Thanks for the reply. I learned a lot more about the CAN standard and error handling overnight, so my ignorance is less, and I understand now about how TEC is working. Everything works as expected until TEC reaches 0x80 and the device switches to Passive Error state. The funny thing I'm seeing now is that the I get no further interrupts, as if the device is Bus Off. Unless I've missed an interrupt flag I need in this case. 

I'm able to recover the bus by resetting the peripheral as you say. I was a bit surprised at the need, but it's not a burden.

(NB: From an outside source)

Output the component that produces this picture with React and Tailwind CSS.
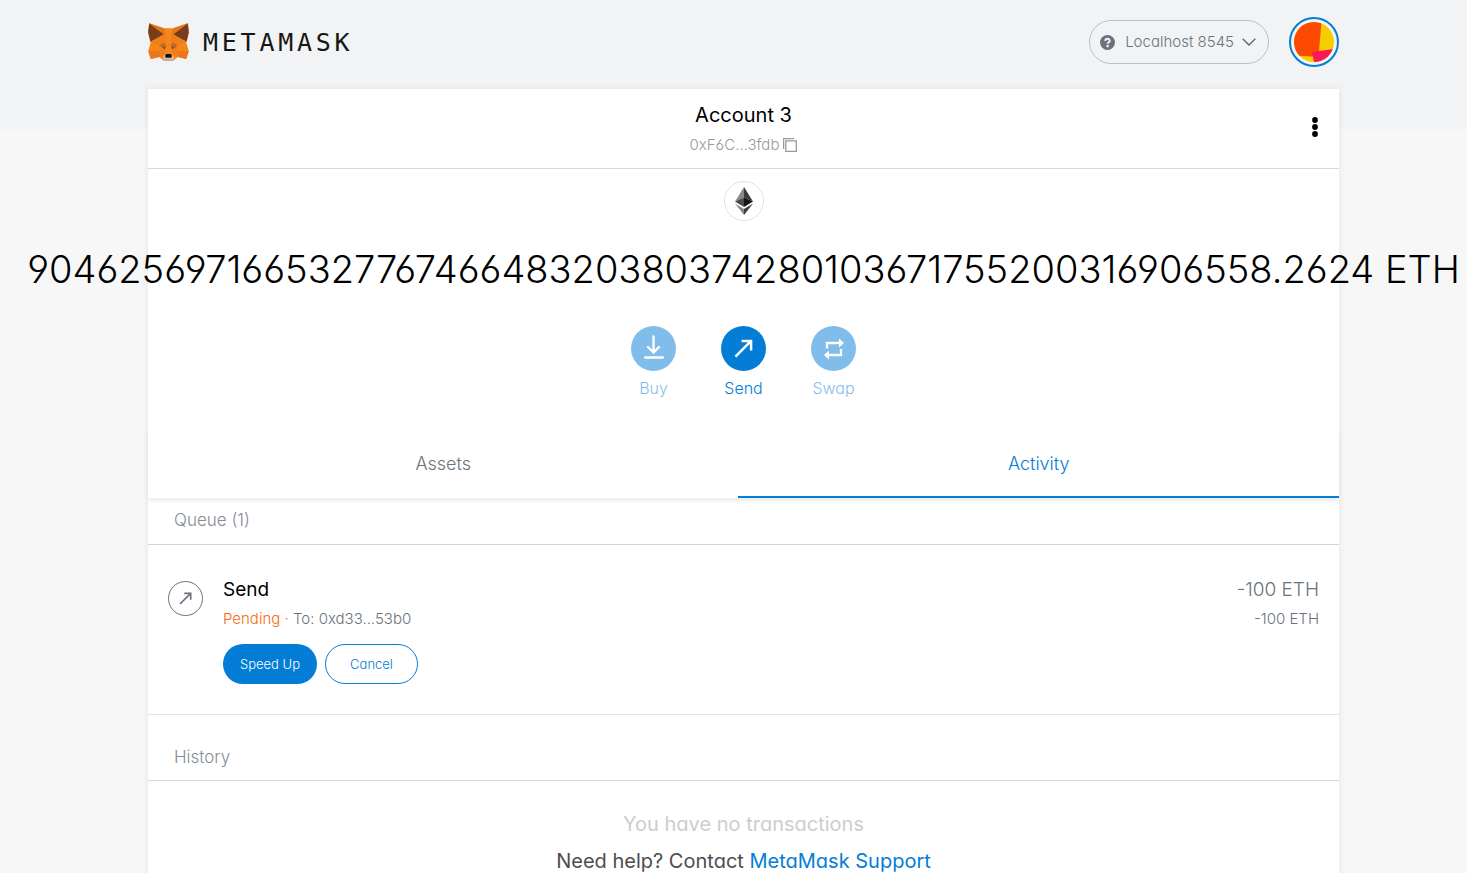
import React from 'react';

function FoxLogo() {
  return (
    <svg width="41" height="38" viewBox="11 14 122 114" aria-hidden="true" className="shrink-0">
      <path d="M14 15 58 30H86L130 15 133 42 127 70 125 72 133 98 125 122 100 116 86 127H58L44 116 19 122 11 98 19 72 17 70 11 42Z" fill="#f6851b" />
      <path d="M14 15 58 48 44 56 18 70 11 42Z" fill="#763e1a" />
      <path d="M130 15 86 48 100 56 126 70 133 42Z" fill="#763e1a" />
      <path d="M14 15 58 30 63 52 58 48ZM130 15 86 30 81 52 86 48Z" fill="#e2761b" />
      <path d="M18 70 44 56 58 48 63 52 66 78 44 82ZM126 70 100 56 86 48 81 52 78 78 100 82Z" fill="#ee7f1d" />
      <path d="M44 82 56 74 66 79 66 82ZM100 82 88 74 78 79 78 82Z" fill="#cd6116" />
      <path d="M44 82 66 82 62 93 52 89ZM100 82 78 82 82 93 92 89Z" fill="#d8661a" />
      <path d="M52 84 61 86 62 91 55 89ZM92 84 83 86 82 91 89 89Z" fill="#233447" />
      <path d="M54 85H58V88H54ZM86 85H90V88H86Z" fill="#a7aeb5" />
      <path d="M11 98H42L44 116 19 122ZM133 98H102L100 116 125 122Z" fill="#e9771c" />
      <path d="M42 98 52 89 62 93 62 108 44 116ZM102 98 92 89 82 93 82 108 100 116Z" fill="#ef7d1b" />
      <path d="M58 113 62 108H82L86 113 88 122 84 127H60L56 122Z" fill="#d7c1b3" />
      <path d="M58 122H86V127H58Z" fill="#c0ad9e" />
      <path d="M65 107H79L82 110 81 118H63L62 110Z" fill="#161616" />
    </svg>
  );
}

function ArrowUpRight({ className, size }) {
  return (
    <svg width={size} height={size} viewBox="0 0 20 20" fill="none" stroke="currentColor" strokeWidth="2.6" className={className} aria-hidden="true">
      <path d="M1.5 18.5 18 2M8 2H18V12" />
    </svg>
  );
}

function Action({ label, disabled, children }) {
  return (
    <button type="button" disabled={disabled} className={disabled ? 'flex w-[90px] flex-col items-center gap-[7px] text-[#037dd6] opacity-50' : 'flex w-[90px] flex-col items-center gap-[7px] text-[#037dd6]'}>
      <span className="flex size-[45px] items-center justify-center rounded-full bg-[#037dd6] text-white">{children}</span>
      <span className="text-[16px] leading-5">{label}</span>
    </button>
  );
}

function Header() {
  return (
    <header className="flex h-[89px] items-center justify-between pb-[5px]">
      <a href="#home" aria-label="MetaMask" className="flex items-center gap-[14px]">
        <FoxLogo />
        <span className="pt-[2px] font-['DejaVu_Sans_Mono',monospace] text-[25px] leading-8 tracking-[0.15em] text-[#161616]">METAMASK</span>
      </a>
      <div className="flex items-center gap-5">
        <button type="button" className="flex h-11 items-center rounded-full border border-[#bbc0c5] pr-3 pl-[10px] text-[15px] text-[#6a737d]">
          <svg width="15" height="15" viewBox="0 0 15 15" aria-hidden="true">
            <circle cx="7.5" cy="7.5" r="7.5" fill="#6a737d" />
            <path d="M5.2 5.900C5.400 3.100 9.700 3.200 9.700 5.700 9.700 7.200 7.600 7.200 7.600 8.800" fill="none" stroke="#f2f3f4" strokeWidth="2" />
            <circle cx="7.6" cy="11.1" r="1.3" fill="#f2f3f4" />
          </svg>
          <span className="pr-2 pl-[10px]">Localhost 8545</span>
          <svg width="14" height="8" viewBox="0 0 14 8" fill="none" stroke="#5d6368" strokeWidth="1.3" aria-hidden="true">
            <path d="M.7.8 7 7 13.3.8" />
          </svg>
        </button>
        <button type="button" aria-label="Accounts" className="flex size-[50px] items-center justify-center rounded-full border-2 border-[#037dd6]">
          <svg width="40" height="40" viewBox="0 0 40 40" aria-hidden="true">
            <defs>
              <clipPath id="identicon"><circle cx="20" cy="20" r="20" /></clipPath>
            </defs>
            <g clipPath="url(#identicon)">
              <rect width="40" height="40" fill="#f6cd00" />
              <path d="M0 0H27.500L25 29V35L0 33.500Z" fill="#fc4a02" />
              <path d="M18 30 40 27V40H20Z" fill="#fb1856" />
            </g>
          </svg>
        </button>
      </div>
    </header>
  );
}

export default function App() {
  return (
    <div className="h-screen overflow-hidden bg-[#f7f7f7] bg-linear-to-b from-[#f2f3f4] from-[129px] to-[#f7f7f7] to-[129px] font-['Inter',sans-serif] font-light text-black [font-feature-settings:'cv03','cv04','cv11']">
      <div className="ml-[148px] mr-32">
        <Header />
        <main className="bg-white shadow-[0_0_7px_rgba(0,0,0,0.08)]">
          <div className="grid h-20 grid-cols-[1fr_auto_1fr] items-center border-b border-[#d6d9dc] px-5">
            <button type="button" className="col-start-2 flex flex-col items-center gap-2">
              <span className="text-[20px] leading-6 font-normal">Account 3</span>
              <span className="flex items-center gap-1 text-[15px] leading-5 text-[#989a9b]">
                0xF6C...3fdb
                <svg width="14" height="14" viewBox="0 0 14 14" fill="none" stroke="#989a9b" strokeWidth="1.300" aria-hidden="true">
                  <path d="M.6 11V.6H11M2.800 2.800H13.300V13.300H2.800Z" />
                </svg>
              </span>
            </button>
            <button type="button" aria-label="Account options" className="justify-self-end pb-1">
              <svg width="8" height="20" viewBox="0 0 8 20" aria-hidden="true">
                <circle cx="4" cy="3" r="2.900" /><circle cx="4" cy="10" r="2.900" /><circle cx="4" cy="17" r="2.900" />
              </svg>
            </button>
          </div>

          <section className="flex flex-col items-center pt-3">
            <div className="flex size-10 items-center justify-center rounded-full border border-[#dfe1e3]">
              <svg width="18" height="28" viewBox="0 0 18 28" aria-hidden="true">
                <path d="M9 0 0 14.500 9 10.500Z" fill="#8a8a8a" />
                <path d="M9 0 18 14.500 9 10.500Z" fill="#3c3c3b" />
                <path d="M0 14.500 9 10.500V20Z" fill="#4a4a4a" />
                <path d="M18 14.500 9 10.500V20Z" fill="#141414" />
                <path d="M0 16.500 9 22V28Z" fill="#8a8a8a" />
                <path d="M18 16.500 9 22V28Z" fill="#3c3c3b" />
              </svg>
            </div>
            <p className="mt-6 whitespace-nowrap text-[38px] leading-12">904625697166532776746648320380374280103671755200316906558.2624 ETH</p>
            <div className="mt-[33px] flex">
              <Action label="Buy" disabled>
                <svg width="20" height="24" viewBox="0 0 20 24" fill="none" stroke="currentColor" strokeWidth="2.400" strokeLinecap="round" className="mb-1" aria-hidden="true">
                  <path d="M9.500 1.500V17M4 12 9.500 17.500 15 12M1.200 22.500H18.800" />
                </svg>
              </Action>
              <Action label="Send"><ArrowUpRight size={19} /></Action>
              <Action label="Swap" disabled>
                <svg width="20" height="22" viewBox="0 0 20 22" fill="none" stroke="currentColor" strokeWidth="2.300" aria-hidden="true">
                  <path d="M3 10.500V5H16M17 11V17H4" />
                  <path d="M15 .5 20 5 15 9.500ZM5 12.500 0 17 5 21.500Z" fill="currentColor" stroke="none" />
                </svg>
              </Action>
            </div>
          </section>

          <div role="tablist" className="mt-[33px] grid grid-cols-[59fr_60fr] text-[18px] leading-6 text-[#6a737d] shadow-[0_3px_4px_rgba(0,0,0,0.08)]">
            <button type="button" role="tab" aria-selected="false" className="h-[67px] border-b-2 border-transparent">Assets</button>
            <button type="button" role="tab" aria-selected="true" className="h-[67px] border-b-2 border-[#037dd6] text-[#037dd6]">Activity</button>
          </div>

          <section>
            <h2 className="h-[47px] border-b border-[#d2d5d8] px-[26px] pt-[10px] text-[17px] leading-6 text-[#848c96]">Queue (1)</h2>
            <div className="flex items-start border-b border-[#e1e4e7] px-5 pt-8 pb-[30px]">
              <span className="mt-1 flex size-[35px] items-center justify-center rounded-full border border-[#6a737d] text-[#6a737d]"><ArrowUpRight size={13} /></span>
              <div className="ml-5 flex-1">
                <h3 className="text-[19px] leading-[26px] font-normal">Send</h3>
                <p className="mt-[6px] text-[15px] leading-5 text-[#6a737d]"><span className="text-[#f66a0a]">Pending · </span>To: 0xd33...53b0</p>
                <div className="mt-[15px] flex gap-2 text-[13px] leading-4">
                  <button type="button" className="h-10 w-[94px] rounded-full bg-[#037dd6] text-white">Speed Up</button>
                  <button type="button" className="h-10 w-[93px] rounded-full border border-[#037dd6] text-[#037dd6]">Cancel</button>
                </div>
              </div>
              <div className="text-right text-[#6a737d]">
                <p className="text-[19px] leading-[26px]">-100 ETH</p>
                <p className="mt-[6px] text-[15px] leading-5">-100 ETH</p>
              </div>
            </div>
          </section>

          <section>
            <h2 className="h-[66px] border-b border-[#d6d9dc] px-[26px] pt-[30px] text-[17px] leading-6 text-[#848c96]">History</h2>
            <p className="pt-[31px] text-center text-[20px] leading-6 font-normal text-[#cdcdcd]">You have no transactions</p>
            <p className="mt-[13px] pb-8 text-center text-[20px] leading-6 font-normal text-[#4d4d4d]">Need help? Contact <a href="#support" className="text-[#037dd6]">MetaMask Support</a></p>
          </section>
        </main>
      </div>
    </div>
  );
}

I solved the problem in my case, once the STM32G FDCAN hardware switched to passive mode and notified by HAL_FDCAN_ErrorCallback, where TEC counter was 128 or more, we had to incorporate at least an additional 10-bit-time delay (20us at 500Kbps) before hitting the TXBAR otherwise the FDCAN transmitter would just ignore the request and will neither interrupt us for success or failure. If one checks the active transmissions, bits are all clear. Our product adds a 50% engineering margin to this delay. With that we progressed from 16, to 32 attempted commands until the Bus Off condition, where we incorporated the the above mentioned bus off recovery mechanism. If we followed this regime, we could also quickly start working again once the bus condition was restored.